[START OF Dataset excerpt]
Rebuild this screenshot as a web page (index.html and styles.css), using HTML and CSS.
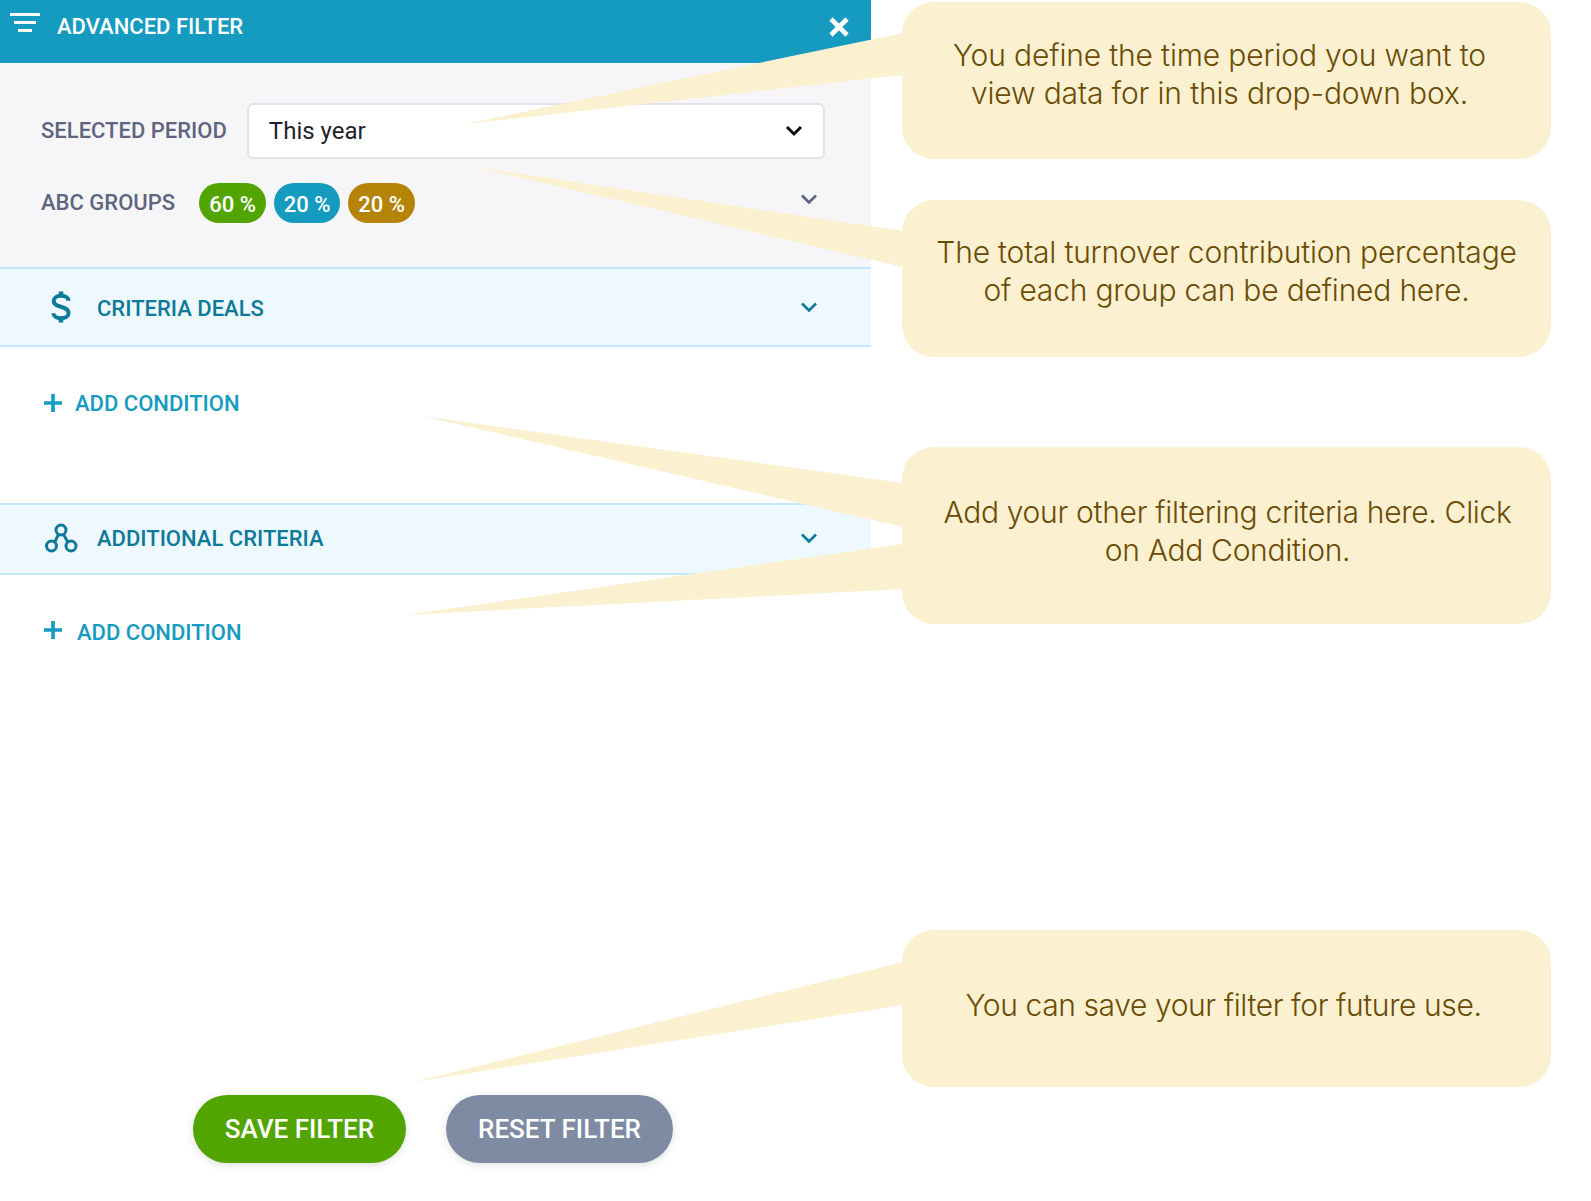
FILE: index.html
```html
<!DOCTYPE html>
<html lang="en">
<head>
<meta charset="utf-8">
<title>Advanced Filter</title>
<link rel="stylesheet" href="styles.css">
</head>
<body>
<div class="page">
  <main class="panel">
    <header class="panel-head">
      <svg class="filter-icon" width="30" height="20" viewBox="0 0 30 20"><path d="M0 0h30v3H0zM4 8h22v3H4zM8 16h14v3H8z" fill="#fff"/></svg>
      <h1 class="panel-title">ADVANCED FILTER</h1>
      <svg class="close-icon" width="20" height="20" viewBox="0 0 20 20"><path d="M2 2l16 16M18 2L2 18" stroke="#fff" stroke-width="4.6" fill="none"/></svg>
    </header>
    <section class="settings">
      <div class="period-row">
        <span class="label period-label">SELECTED PERIOD</span>
        <div class="select">
          <span class="select-value">This year</span>
          <svg class="chev-black" width="18" height="12" viewBox="0 0 18 12"><path d="M2 2l7 7 7-7" stroke="#111" stroke-width="3" fill="none"/></svg>
        </div>
      </div>
      <div class="groups-row">
        <span class="label groups-label">ABC GROUPS</span>
        <span class="pill pill-green">60 %</span>
        <span class="pill pill-blue">20 %</span>
        <span class="pill pill-gold">20 %</span>
        <svg class="chev chev-grey" width="16" height="10" viewBox="0 0 16 10"><path d="M1 1.500l7 7 7-7" stroke="#5f6580" stroke-width="2.600" fill="none"/></svg>
      </div>
    </section>
    <section class="criteria criteria-deals">
      <svg class="crit-icon" width="24" height="32" viewBox="0 0 24 32"><path d="M19.500 9.800C19.500 6.800 16.500 4.800 12 4.800 7.500 4.800 4.700 7 4.700 10 4.700 13.500 7.800 14.700 12 15.800 16.500 17 19.600 18.300 19.600 22 19.600 25.200 16.500 27.200 12 27.200 7.500 27.200 4.400 25.200 4.400 22.300" stroke="#0e7a9a" stroke-width="4" fill="none"/><path d="M12 .5v31" stroke="#0e7a9a" stroke-width="4.600" stroke-dasharray="5 21 5" fill="none"/></svg>
      <h2 class="crit-title">CRITERIA DEALS</h2>
      <svg class="chev" width="16" height="10" viewBox="0 0 16 10"><path d="M1 1.500l7 7 7-7" stroke="#0e7a9a" stroke-width="2.600" fill="none"/></svg>
    </section>
    <div class="add add-first">
      <svg width="18" height="18" viewBox="0 0 18 18"><path d="M9 0v18M0 9h18" stroke="#159ac0" stroke-width="3.600"/></svg>
      <span class="add-text">ADD CONDITION</span>
    </div>
    <section class="criteria criteria-extra">
      <svg class="crit-icon" width="34" height="30" viewBox="0 0 34 30"><g fill="none" stroke="#0e7a9a" stroke-width="3"><circle cx="17" cy="7" r="5"/><circle cx="7.500" cy="23" r="5"/><circle cx="27" cy="23" r="5"/><path d="M14.500 11.500l-3.500 7M19.500 11.500l4 7"/></g></svg>
      <h2 class="crit-title">ADDITIONAL CRITERIA</h2>
      <svg class="chev" width="16" height="10" viewBox="0 0 16 10"><path d="M1 1.500l7 7 7-7" stroke="#0e7a9a" stroke-width="2.600" fill="none"/></svg>
    </section>
    <div class="add add-second">
      <svg width="18" height="18" viewBox="0 0 18 18"><path d="M9 0v18M0 9h18" stroke="#159ac0" stroke-width="3.600"/></svg>
      <span class="add-text">ADD CONDITION</span>
    </div>
    <footer class="actions">
      <button class="btn btn-save">SAVE FILTER</button>
      <button class="btn btn-reset">RESET FILTER</button>
    </footer>
  </main>

  <svg class="tails" width="1591" height="1201" viewBox="0 0 1591 1201">
    <path d="M465 124L903 33V75Z"/>
    <path d="M475 167L903 231V267Z"/>
    <path d="M422 416L903 483V527Z"/>
    <path d="M405 615L903 544V589Z"/>
    <path d="M413 1082L903 962V1005Z"/>
  </svg>

  <aside class="note note-a"><p>You define the time period you want to<br>view data for in this drop-down box.</p></aside>
  <aside class="note note-b"><p>The total turnover contribution percentage<br>of each group can be defined here.</p></aside>
  <aside class="note note-c"><p>Add your other filtering criteria here. Click<br>on Add Condition.</p></aside>
  <aside class="note note-d"><p>You can save your filter for future use.</p></aside>
</div>
</body>
</html>
```
FILE: styles.css
```css
* { box-sizing: border-box; }
html, body { margin: 0; height: 100%; background: #fff; }
body { font-family: Roboto, "Liberation Sans", sans-serif; overflow: hidden; }
.page { position: relative; width: 1591px; height: 1201px; }

.panel { width: 871px; height: 1201px; display: flex; flex-direction: column; }
.panel-head {
  height: 63px; background: #159ac0; color: #fff;
  display: flex; align-items: flex-start; padding: 13px 22px 0 10px;
}
.filter-icon { flex: none; }
.panel-title { margin: 1px 0 0 17px; font-size: 22px; font-weight: 500; line-height: 26px; flex: 1; }
.close-icon { margin-top: 4px; }

.settings { height: 204px; background: #f6f6f9; padding: 40px 46px 0 41px; }
.period-row { display: flex; align-items: center; }
.label { font-size: 22px; font-weight: 500; color: #5f6580; }
.period-label { margin-bottom: 2px; }
.select {
  margin-left: 20px; flex: 1; height: 56px; background: #fff;
  border: 2px solid #e1e3ea; border-radius: 6px;
  display: flex; align-items: center; justify-content: space-between;
  padding: 0 20px; font-size: 24px; color: #20222b;
}
.select-value { margin-bottom: 0; }
.groups-row { display: flex; align-items: center; gap: 8px; margin-top: 24px; position: relative; }
.groups-label { width: 150px; margin-bottom: 2px; }
.pill {
  width: 67px; height: 40px; border-radius: 20px; color: #fff; padding-top: 2px;
  font-size: 22px; font-weight: 500; display: flex; align-items: center; justify-content: center;
}
.pill-green { background: #52a500; }
.pill-blue { background: #159ac0; width: 66px; }
.pill-gold { background: #b58306; }
.chev { margin-left: auto; flex: none; }
.chev-grey { margin-right: 8px; margin-bottom: 8px; }

.criteria {
  display: flex; align-items: center; background: #edf9fe;
  border-top: 2px solid #c4e8fb; border-bottom: 2px solid #c4e8fb;
  padding-right: 54px; color: #0e7a9a;
}
.criteria-deals { height: 80px; padding-left: 49px; }
.criteria-extra { height: 72px; padding-left: 44px; padding-bottom: 2px; }
.crit-title { margin: 0; font-size: 22px; font-weight: 500; }
.criteria-deals .crit-title { margin: 2px 0 0 24px; }
.criteria-extra .crit-title { margin-left: 19px; }

.add { display: flex; align-items: center; padding-left: 44px; color: #159ac0; font-size: 22px; font-weight: 500; }
.add-first { height: 156px; padding-bottom: 44px; gap: 13px; }
.add-second { padding-top: 45px; gap: 15px; }
.add-second svg { margin-bottom: 6px; }

.actions { margin-top: auto; display: flex; gap: 40px; padding: 0 0 38px 193px; }
.btn {
  height: 68px; border: 0; border-radius: 34px; color: #fff;
  font-family: inherit; font-size: 26px; font-weight: 500;
  box-shadow: 0 2px 8px rgba(0, 0, 0, .12);
}
.btn-save { width: 213px; background: #52a500; }
.btn-reset { width: 227px; background: #7f8aa3; }

.tails { position: absolute; left: 0; top: 0; pointer-events: none; }
.tails path { fill: #fbf0cf; }

.note {
  position: absolute; left: 902px; width: 649px;
  background: #fbf0cf; border-radius: 32px; color: #6a4c05;
  font-family: Inter, "Liberation Sans", Arial, sans-serif; font-weight: 300; font-size: 30px; line-height: 38px;
  letter-spacing: -.2px; text-align: center;
}
.note p { margin: 0; }
.note-a { top: 2px; height: 157px; padding: 34px 14px 0 0; letter-spacing: -.15px; }
.note-b { top: 200px; height: 157px; padding: 33px 0 0 0; }
.note-c { top: 447px; height: 177px; padding: 46px 0 0 2px; letter-spacing: -.3px; }
.note-d { top: 930px; height: 157px; padding: 56px 6px 0 0; letter-spacing: -.4px; }
```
[END OF Dataset excerpt]
Objective >> Search the data above for the string "styles" and return every line that has it.

Response >>
Rebuild this screenshot as a web page (index.html and styles.css), using HTML and CSS.
<link rel="stylesheet" href="styles.css">
FILE: styles.css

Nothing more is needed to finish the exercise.